> **RECORDED INFORMATION**:

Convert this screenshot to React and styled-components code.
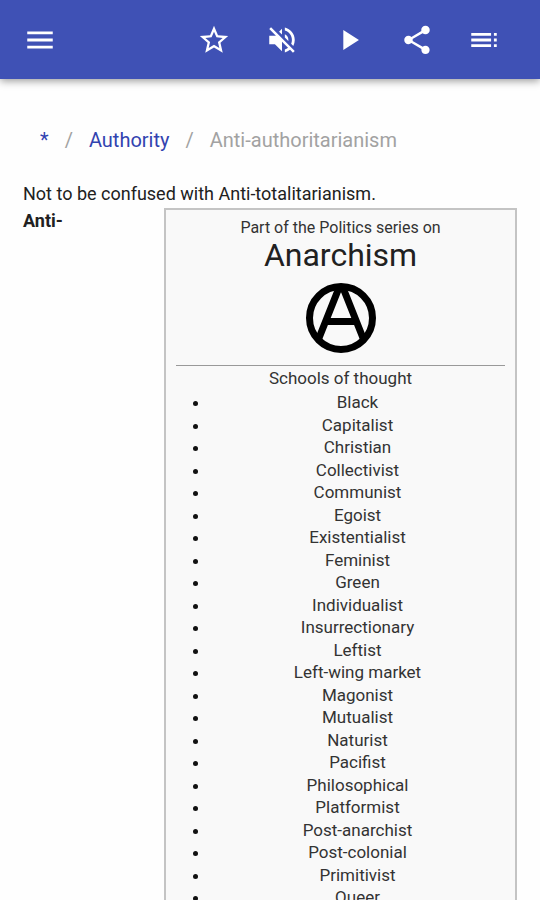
import React from 'react'
import styled, { createGlobalStyle } from 'styled-components'
import { MdMenu, MdStarBorder, MdVolumeOff, MdPlayArrow, MdShare, MdToc } from 'react-icons/md'

const GlobalStyle = createGlobalStyle`
	* {
		box-sizing: border-box;
	}

	body {
		margin: 0;
		background: #fefefe;
		color: #212121;
		font-family: Roboto, 'Liberation Sans', sans-serif;
		font-size: 18px;
	}
`

const Page = styled('div')`
	height: 100vh;
	overflow: hidden;
`

const Toolbar = styled('header')`
	display: flex;
	align-items: center;
	height: 79px;
	padding: 0 22px 0 6px;
	background: #3f51b5;
	box-shadow: 0 2px 8px rgba(0, 0, 0, 0.4);
`

const Actions = styled('div')`
	display: flex;
	margin-left: auto;
`

const IconButton = styled('button')`
	display: flex;
	align-items: center;
	justify-content: center;
	width: 12.5vw;
	max-width: 68px;
	height: 68px;
	padding: 0;
	border: 0;
	background: none;
	color: #fff;
	font-size: 34px;
	cursor: pointer;
`

const Breadcrumbs = styled('nav')`
	padding: 48px 40px 0;
	font-size: 20px;
	line-height: 26px;
`

const Trail = styled('ol')`
	display: flex;
	margin: 0;
	padding: 0;
	list-style: none;
	color: #a2a2a2;
`

const Crumb = styled('li')`
	& + &::before {
		content: '/';
		margin: 0 16px;
	}
`

const Link = styled('a')`
	color: #3243b0;
	text-decoration: none;
`

const Article = styled('main')`
	padding: 27px 23px 0;
	line-height: 27px;
`

const Hatnote = styled('p')`
	margin: 0;
`

const Sidebar = styled('aside')`
	float: right;
	width: 353px;
	max-width: 72%;
	margin: 1px 0 0 16px;
	padding: 7px 10px;
	border: 2px solid #c4c4c4;
	background: #f9f9f9;
	color: #333;
	font-size: 17px;
	text-align: center;
`

const Series = styled('div')`
	font-size: 16px;
	line-height: 22px;
`

const Title = styled('h1')`
	margin: 0;
	color: #212121;
	font-size: 32px;
	font-weight: 400;
	line-height: 32px;
`

const Emblem = styled('svg')`
	display: block;
	width: 72px;
	height: 72px;
	margin: 11px auto;
`

const Heading = styled('h2')`
	margin: 0;
	border-top: 1px solid #999;
	font-size: 17px;
	font-weight: 400;
	line-height: 24px;
`

const Schools = styled('ul')`
	margin: 0;
	padding: 1px 0 0 34px;
	line-height: 1.324;

	li::marker {
		color: #111;
	}
`

const schools = [
	'Black',
	'Capitalist',
	'Christian',
	'Collectivist',
	'Communist',
	'Egoist',
	'Existentialist',
	'Feminist',
	'Green',
	'Individualist',
	'Insurrectionary',
	'Leftist',
	'Left-wing market',
	'Magonist',
	'Mutualist',
	'Naturist',
	'Pacifist',
	'Philosophical',
	'Platformist',
	'Post-anarchist',
	'Post-colonial',
	'Primitivist',
	'Queer'
]

const CircleA = () => (
	<Emblem viewBox="0 0 72 72" fill="none" stroke="#000" strokeWidth="7" role="img" aria-label="Circle-A">
		<circle cx="36" cy="36" r="31.5" />
		<path d="M14 56 33.5 7h5L58 56M23 39.5h26" />
	</Emblem>
)

export default function App() {
	return (
		<Page>
			<GlobalStyle />

			<Toolbar>
				<IconButton type="button" aria-label="Menu"><MdMenu /></IconButton>
				<Actions>
					<IconButton type="button" aria-label="Favorite"><MdStarBorder /></IconButton>
					<IconButton type="button" aria-label="Unmute"><MdVolumeOff /></IconButton>
					<IconButton type="button" aria-label="Play"><MdPlayArrow /></IconButton>
					<IconButton type="button" aria-label="Share"><MdShare /></IconButton>
					<IconButton type="button" aria-label="Contents"><MdToc /></IconButton>
				</Actions>
			</Toolbar>

			<Breadcrumbs aria-label="Breadcrumb">
				<Trail>
					<Crumb><Link href="#home">*</Link></Crumb>
					<Crumb><Link href="#authority">Authority</Link></Crumb>
					<Crumb aria-current="page">Anti-authoritarianism</Crumb>
				</Trail>
			</Breadcrumbs>

			<Article>
				<Hatnote>Not to be confused with Anti-totalitarianism.</Hatnote>
				<Sidebar>
					<Series>Part of the Politics series on</Series>
					<Title>Anarchism</Title>
					<CircleA />
					<Heading>Schools of thought</Heading>
					<Schools>
						{schools.map(school => (
							<li key={school}>{school}</li>
						))}
					</Schools>
				</Sidebar>
				<b>Anti-</b>
			</Article>
		</Page>
	)
}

> **TASK DESCRIPTION**:
Return the material word for word. Pictures are not part of the copy.

> **SOLUTION BELOW**:
Convert this screenshot to React and styled-components code.
import React from 'react'
import styled, { createGlobalStyle } from 'styled-components'
import { MdMenu, MdStarBorder, MdVolumeOff, MdPlayArrow, MdShare, MdToc } from 'react-icons/md'

const GlobalStyle = createGlobalStyle`
	* {
		box-sizing: border-box;
	}

	body {
		margin: 0;
		background: #fefefe;
		color: #212121;
		font-family: Roboto, 'Liberation Sans', sans-serif;
		font-size: 18px;
	}
`

const Page = styled('div')`
	height: 100vh;
	overflow: hidden;
`

const Toolbar = styled('header')`
	display: flex;
	align-items: center;
	height: 79px;
	padding: 0 22px 0 6px;
	background: #3f51b5;
	box-shadow: 0 2px 8px rgba(0, 0, 0, 0.4);
`

const Actions = styled('div')`
	display: flex;
	margin-left: auto;
`

const IconButton = styled('button')`
	display: flex;
	align-items: center;
	justify-content: center;
	width: 12.5vw;
	max-width: 68px;
	height: 68px;
	padding: 0;
	border: 0;
	background: none;
	color: #fff;
	font-size: 34px;
	cursor: pointer;
`

const Breadcrumbs = styled('nav')`
	padding: 48px 40px 0;
	font-size: 20px;
	line-height: 26px;
`

const Trail = styled('ol')`
	display: flex;
	margin: 0;
	padding: 0;
	list-style: none;
	color: #a2a2a2;
`

const Crumb = styled('li')`
	& + &::before {
		content: '/';
		margin: 0 16px;
	}
`

const Link = styled('a')`
	color: #3243b0;
	text-decoration: none;
`

const Article = styled('main')`
	padding: 27px 23px 0;
	line-height: 27px;
`

const Hatnote = styled('p')`
	margin: 0;
`

const Sidebar = styled('aside')`
	float: right;
	width: 353px;
	max-width: 72%;
	margin: 1px 0 0 16px;
	padding: 7px 10px;
	border: 2px solid #c4c4c4;
	background: #f9f9f9;
	color: #333;
	font-size: 17px;
	text-align: center;
`

const Series = styled('div')`
	font-size: 16px;
	line-height: 22px;
`

const Title = styled('h1')`
	margin: 0;
	color: #212121;
	font-size: 32px;
	font-weight: 400;
	line-height: 32px;
`

const Emblem = styled('svg')`
	display: block;
	width: 72px;
	height: 72px;
	margin: 11px auto;
`

const Heading = styled('h2')`
	margin: 0;
	border-top: 1px solid #999;
	font-size: 17px;
	font-weight: 400;
	line-height: 24px;
`

const Schools = styled('ul')`
	margin: 0;
	padding: 1px 0 0 34px;
	line-height: 1.324;

	li::marker {
		color: #111;
	}
`

const schools = [
	'Black',
	'Capitalist',
	'Christian',
	'Collectivist',
	'Communist',
	'Egoist',
	'Existentialist',
	'Feminist',
	'Green',
	'Individualist',
	'Insurrectionary',
	'Leftist',
	'Left-wing market',
	'Magonist',
	'Mutualist',
	'Naturist',
	'Pacifist',
	'Philosophical',
	'Platformist',
	'Post-anarchist',
	'Post-colonial',
	'Primitivist',
	'Queer'
]

const CircleA = () => (
	<Emblem viewBox="0 0 72 72" fill="none" stroke="#000" strokeWidth="7" role="img" aria-label="Circle-A">
		<circle cx="36" cy="36" r="31.5" />
		<path d="M14 56 33.5 7h5L58 56M23 39.5h26" />
	</Emblem>
)

export default function App() {
	return (
		<Page>
			<GlobalStyle />

			<Toolbar>
				<IconButton type="button" aria-label="Menu"><MdMenu /></IconButton>
				<Actions>
					<IconButton type="button" aria-label="Favorite"><MdStarBorder /></IconButton>
					<IconButton type="button" aria-label="Unmute"><MdVolumeOff /></IconButton>
					<IconButton type="button" aria-label="Play"><MdPlayArrow /></IconButton>
					<IconButton type="button" aria-label="Share"><MdShare /></IconButton>
					<IconButton type="button" aria-label="Contents"><MdToc /></IconButton>
				</Actions>
			</Toolbar>

			<Breadcrumbs aria-label="Breadcrumb">
				<Trail>
					<Crumb><Link href="#home">*</Link></Crumb>
					<Crumb><Link href="#authority">Authority</Link></Crumb>
					<Crumb aria-current="page">Anti-authoritarianism</Crumb>
				</Trail>
			</Breadcrumbs>

			<Article>
				<Hatnote>Not to be confused with Anti-totalitarianism.</Hatnote>
				<Sidebar>
					<Series>Part of the Politics series on</Series>
					<Title>Anarchism</Title>
					<CircleA />
					<Heading>Schools of thought</Heading>
					<Schools>
						{schools.map(school => (
							<li key={school}>{school}</li>
						))}
					</Schools>
				</Sidebar>
				<b>Anti-</b>
			</Article>
		</Page>
	)
}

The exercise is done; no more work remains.